De quoi proposer aux femmes des moyens d'accéder à une progression verticale (vers des postes de management par exemple) ou horizontale (en développant certaines compétences). « Tous ces codes du pouvoir, du temps qu'on passe à faire du marketing personnel, cela ne fait pas partie de l'ADN des femmes. Cela paraît parfois inaccessible quand on a un agenda personnel et professionnel très chargé. Parfois, nous pouvons montrer qu'il est possible de travailler un peu son réseau même à un moment crucial de sa carrière avec un agenda personnel très important », fait valoir Valérie Masson-Cabanac, executive sponsor de Women at Capgemini. Le programme de mentorat s'adresse aussi aux femmes qui après avoir ralenti leur progression veulent prendre des responsabilités une fois par exemple leurs enfants devenus adolescents.

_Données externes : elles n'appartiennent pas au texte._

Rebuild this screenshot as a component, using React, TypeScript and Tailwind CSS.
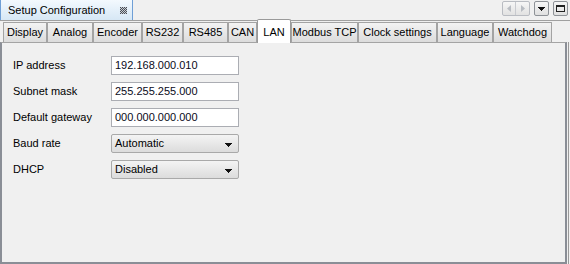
import React from "react";

const tabs = [
  { label: "Display", w: 44 },
  { label: "Analog", w: 46 },
  { label: "Encoder", w: 49 },
  { label: "RS232", w: 41 },
  { label: "RS485", w: 45 },
  { label: "CAN", w: 29 },
  { label: "LAN", w: 34, active: true },
  { label: "Modbus TCP", w: 67 },
  { label: "Clock settings", w: 79 },
  { label: "Language", w: 56 },
  { label: "Watchdog", w: 59 },
];

function CloseIcon() {
  const cells: [number, number][] = [];
  for (let y = 0; y < 7; y++)
    for (let x = 0; x < 7; x++) if ((x + y) % 2 === 0) cells.push([x, y]);
  return (
    <svg width="7" height="7" viewBox="0 0 7 7" shapeRendering="crispEdges">
      <rect x="0" y="0" width="7" height="7" fill="#c8cdd4" />
      {cells.map(([x, y]) => (
        <rect key={`${x}-${y}`} x={x} y={y} width="1" height="1" fill="#4a4f57" />
      ))}
    </svg>
  );
}

function Arrow() {
  return (
    <svg width="7" height="4" viewBox="0 0 7 4" shapeRendering="crispEdges">
      <path d="M0 0H7L3.5 4Z" fill="#111" />
    </svg>
  );
}

function TextField({ value }: { value: string }) {
  return (
    <div className="w-[128px] h-[19px] border border-[#abadb3] bg-white flex items-center pl-[3px] text-[11px] text-[#0a0a1a]">
      {value}
    </div>
  );
}

function Combo({ value }: { value: string }) {
  return (
    <div className="w-[128px] h-[19px] border border-[#a9a9a9] rounded-[2px] bg-gradient-to-b from-[#f4f4f4] to-[#dcdcdc] flex items-center justify-between pl-[3px] pr-[6px] text-[11px] text-black">
      <span>{value}</span>
      <span className="mt-[2px]">
        <Arrow />
      </span>
    </div>
  );
}

export default function App() {
  const rows: { label: string; node: React.ReactNode }[] = [
    { label: "IP address", node: <TextField value="192.168.000.010" /> },
    { label: "Subnet mask", node: <TextField value="255.255.255.000" /> },
    { label: "Default gateway", node: <TextField value="000.000.000.000" /> },
    { label: "Baud rate", node: <Combo value="Automatic" /> },
    { label: "DHCP", node: <Combo value="Disabled" /> },
  ];
  return (
    <div
      className="w-[570px] h-[264px] bg-[#f0f0f0] flex flex-col overflow-hidden text-black"
      style={{ fontFamily: '"Liberation Sans", Arial, sans-serif' }}
    >
      {/* header */}
      <div className="h-[21px] flex items-start border-b border-[#a0a0a0] shrink-0">
        <div className="w-[133px] h-[20px] bg-gradient-to-b from-[#f3f9fe] to-[#d6e7f5] border-r border-l border-[#6f9fd6] flex items-center justify-between pl-[7px] pr-[5px] text-[11px]">
          <span>Setup Configuration</span>
          <CloseIcon />
        </div>
        <div className="flex-1" />
        <div className="flex items-center mt-[1px] gap-[4px] mr-[2px]">
          <div className="flex h-[15px] border border-[#b9bcc2] rounded-[2px] bg-gradient-to-b from-[#f6f6f6] to-[#e2e2e2]">
            <div className="w-[13px] flex items-center justify-center border-r border-[#c8cacf]">
              <svg width="4" height="7" viewBox="0 0 4 7"><path d="M4 0V7L0 3.5Z" fill="#b8bcc2" /></svg>
            </div>
            <div className="w-[13px] flex items-center justify-center">
              <svg width="4" height="7" viewBox="0 0 4 7"><path d="M0 0V7L4 3.5Z" fill="#b8bcc2" /></svg>
            </div>
          </div>
          <div className="w-[15px] h-[15px] border border-[#8e9297] rounded-[2px] bg-gradient-to-b from-[#f6f6f6] to-[#e0e0e0] flex items-center justify-center">
            <Arrow />
          </div>
          <div className="w-[15px] h-[15px] border border-[#8e9297] rounded-[2px] bg-gradient-to-b from-[#f6f6f6] to-[#e0e0e0] flex items-center justify-center">
            <div className="w-[9px] h-[7px] border border-[#222] border-t-2" />
          </div>
        </div>
      </div>
      {/* tab strip */}
      <div className="h-[21px] flex items-end pl-[3px] shrink-0 relative z-10">
        {tabs.map((t) =>
          t.active ? (
            <div
              key={t.label}
              style={{ width: t.w }}
              className="h-[24px] -mb-px bg-white border border-b-0 border-[#9a9a9a] rounded-t-[2px] flex justify-center pt-[4px] text-[11px]"
            >
              {t.label}
            </div>
          ) : (
            <div
              key={t.label}
              style={{ width: t.w }}
              className="h-[20px] bg-gradient-to-b from-[#f3f3f3] to-[#dcdcdc] border border-b-0 border-[#a3a3a3] rounded-t-[1px] flex items-center justify-center text-[11px]"
            >
              {t.label}
            </div>
          )
        )}
      </div>
      {/* panel */}
      <div className="flex flex-1 min-h-0">
        <div className="w-[567px] h-full border-t border-t-[#a4a4a4] border-l-2 border-r-2 border-b-2 border-l-[#8a8e96] border-r-[#8a8e96] border-b-[#8a8e96] pl-[11px] pt-[13px] flex flex-col gap-[7px]">
          {rows.map((r) => (
            <div key={r.label} className="flex items-center h-[19px]">
              <div className="w-[98px] text-[11px]">{r.label}</div>
              {r.node}
            </div>
          ))}
        </div>
        <div className="w-px" />
        <div className="w-px bg-[#9a9a9a]" />
      </div>
    </div>
  );
}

Pour Valérie Masson-Cabanac, l'existence de ce programme de mentorat pour les femmes constitue « un argument de recrutement » qui rend le groupe « d'autant plus attractif ». Dès cette année, Capgemini compte étendre le mentorat à 800 salariés.

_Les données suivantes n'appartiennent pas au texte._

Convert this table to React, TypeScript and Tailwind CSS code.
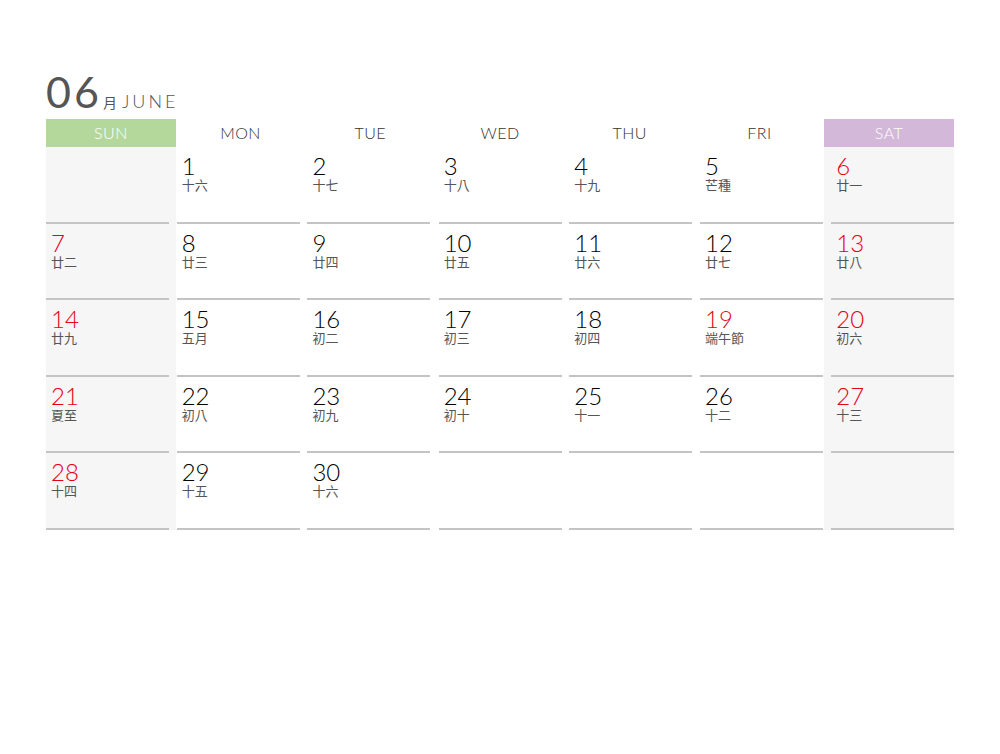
import React from 'react';

type Day = { d: number; lunar: string; red?: boolean };

const days: Day[] = [
  { d: 1, lunar: '十六' },
  { d: 2, lunar: '十七' },
  { d: 3, lunar: '十八' },
  { d: 4, lunar: '十九' },
  { d: 5, lunar: '芒種' },
  { d: 6, lunar: '廿一' },
  { d: 7, lunar: '廿二' },
  { d: 8, lunar: '廿三' },
  { d: 9, lunar: '廿四' },
  { d: 10, lunar: '廿五' },
  { d: 11, lunar: '廿六' },
  { d: 12, lunar: '廿七' },
  { d: 13, lunar: '廿八' },
  { d: 14, lunar: '廿九' },
  { d: 15, lunar: '五月' },
  { d: 16, lunar: '初二' },
  { d: 17, lunar: '初三' },
  { d: 18, lunar: '初四' },
  { d: 19, lunar: '端午節', red: true },
  { d: 20, lunar: '初六' },
  { d: 21, lunar: '夏至' },
  { d: 22, lunar: '初八' },
  { d: 23, lunar: '初九' },
  { d: 24, lunar: '初十' },
  { d: 25, lunar: '十一' },
  { d: 26, lunar: '十二' },
  { d: 27, lunar: '十三' },
  { d: 28, lunar: '十四' },
  { d: 29, lunar: '十五' },
  { d: 30, lunar: '十六' },
];

const heads = ['SUN', 'MON', 'TUE', 'WED', 'THU', 'FRI', 'SAT'];

// lines are spread a bit wider than the columns, so each column nudges its own
const lineOffset = ['ml-[0px]', 'ml-[1px]', 'ml-[2px]', 'ml-[3.5px]', 'ml-[4.5px]', 'ml-[5.5px]', 'ml-[7px]'];
const textOffset = ['pl-[5px]', 'pl-[6px]', 'pl-[7px]', 'pl-[8.5px]', 'pl-[9.5px]', 'pl-[10.5px]', 'pl-[12px]'];

const cjk = { fontFamily: 'Lato, "Noto Sans CJK TC", sans-serif' };

function buildWeeks() {
  const cells: (Day | null)[] = [null, ...days];
  while (cells.length % 7) cells.push(null);
  const weeks: (Day | null)[][] = [];
  for (let i = 0; i < cells.length; i += 7) weeks.push(cells.slice(i, i + 7));
  return weeks;
}

function Cell({ day, col }: { day: Day | null; col: number }) {
  const weekend = col === 0 || col === 6;
  const red = weekend || day?.red;
  return (
    <div className={`flex flex-col ${weekend ? 'bg-[#f6f6f6]' : 'bg-white'}`}>
      <div className={`h-[74.5px] pt-[7px] ${textOffset[col]}`}>
        {day && (
          <>
            <div className={`text-[24px] leading-[24px] font-light ${red ? 'text-[#e60012]' : 'text-[#000]'}`}>
              {day.d}
            </div>
            <div className="text-[13px] leading-[14px] text-[#555]" style={cjk}>
              {day.lunar}
            </div>
          </>
        )}
      </div>
      <div className={`h-[2px] w-[123px] bg-[#c4c4c4] ${lineOffset[col]}`} />
    </div>
  );
}

export default function App() {
  const weeks = buildWeeks();
  return (
    <div className="w-[1000px] h-[754px] bg-white" style={{ fontFamily: 'Lato, "Noto Sans CJK TC", sans-serif' }}>
      <div className="pt-[70px] px-[46px] w-[1000px]">
        {/* Title */}
        <div className="flex items-baseline h-[42px] mb-[7px] text-[#555]">
          <span className="text-[43px] leading-none tracking-[3px]">06</span>
          <span className="ml-[1px] text-[14px] leading-none" style={cjk}>月</span>
          <span className="ml-[5px] text-[18px] leading-none font-light tracking-[3px]">JUNE</span>
        </div>

        {/* Weekday header */}
        <div className="grid grid-cols-7 w-[908px] h-[28px]">
          {heads.map((h, i) => (
            <div
              key={h}
              className={`flex items-center justify-center text-[16px] font-light tracking-[0.5px] ${
                i === 0 ? 'bg-[#b4d89c] text-white' : i === 6 ? 'bg-[#d3b8da] text-white' : 'text-[#333]'
              }`}
            >
              {h}
            </div>
          ))}
        </div>

        {/* Weeks */}
        {weeks.map((w, wi) => (
          <div key={wi} className="grid grid-cols-7 w-[908px]">
            {w.map((day, ci) => (
              <Cell key={ci} day={day} col={ci} />
            ))}
          </div>
        ))}
      </div>
    </div>
  );
}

Des retraités pour mentorer les jeunes recrues

Et si l'on faisait appel à de jeunes retraités pour mentorer de jeunes recrues ? C'est l'idée qu'a eue l'agence d'intérim toulousaine Taman. « C'est donner l'occasion à des personnes qui ont ni leur carrière de pouvoir continuer de former et d'informer les jeunes sur leur métier et aussi de permettre aux entreprises de ne pas impacter leur productivité directe sur le temps de formation de nouveaux embauchés », avance Charles- Henri Cazac, directeur business development chez Taman.

L'agence imagine un processus de transition à raison de deux jours par semaine pendant trois mois. Un dispositif qui pourrait coûter entre 10.000 à 15.000 euros pour l'entreprise, un investissement largement compensé d'après Taman par les gains de productivité grâce au mentorat. De son côté, le retraité pourrait toucher 500 euros par journée d'accompagnement. Pour le moment, aucune entreprise n'a franchi le cap de ce mentorat intergénérationnel même si Taman croit dur comme fer dans le bien-fondé d'une telle initiative, notamment dans les métiers manuels de la filière aéronautique. La crise et les plans sociaux ont généré des pertes de compétences dans les entreprises qui mettent à mal les recrutements pour la remontée des cadences.